As mentioned previously, an instrumenting profiler needs to modify the profiled code. Doing this at compile-time is one reasonable method: it is simple to implement, and can provide exact data. Its main drawback is the inconvenience of recompilation of the target code, and the risk of skew as a result of the introduction of profiling code.
The GNU C compiler provides a small number of mechanisms which a profiler can use to support itself. Using the -pg to gcc, the compiler will insert calls to _mcount() into each function prologue (for details see final.c:profile_function() in the gcc sources). This function is eventually supplied by the C library, and collects the from and to PC values into a data structure, which can then be used to construct call-graph information.

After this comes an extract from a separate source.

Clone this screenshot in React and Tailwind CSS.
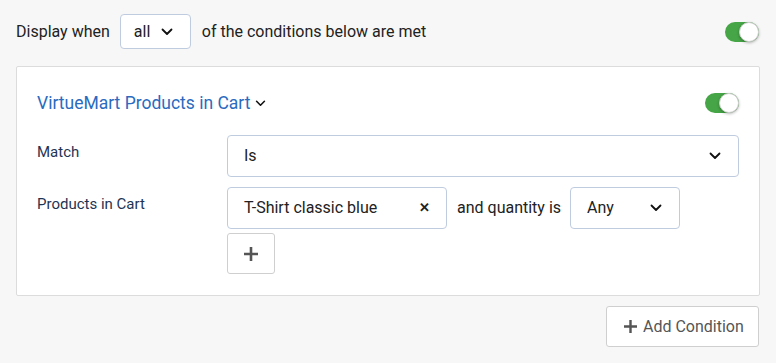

The same mechanism is used with the -a option, which is intended to allow basic-block profiling, although it is reputed to work poorly or not at all in a large number of cases.
The GNU C compiler provides another mechanism that can be used for profiling, with the -finstrument-functions option[gcc]. This will generate references at the start and end of each function to the following functions :
void __cyg_profile_func_enter(void (*fn)(), void (*parent)()); void __cyg_profile_func_exit(void (*fn)(), void (*parent)()); |
You can implement these functions, and use the function pointer values to construct profiling data. Typically, a profiler would use the PC values passed to look up the function names in the binary image, so a user-readable call-graph report can be generated. Note that these are weak symbols so profiling via this method can be done via LD_PRELOAD.
GCC provides increasing support for profile-directed optimization. This technique uses program profile data in order to guide compilation decisions, in the hope that the compiled program will behave similarly, improving overall performance. This feature is enabled by the -fprofile-arcs option, which then produces a .da profile, containing arc traversal data (in this context, an arc represents a program branch to a basic block, a straight-line section of code). This can then be fed back in for a second compile run, this time additionally using -fbranch-probabilities. See the GCC manual and [gccprofiledriven] for more information.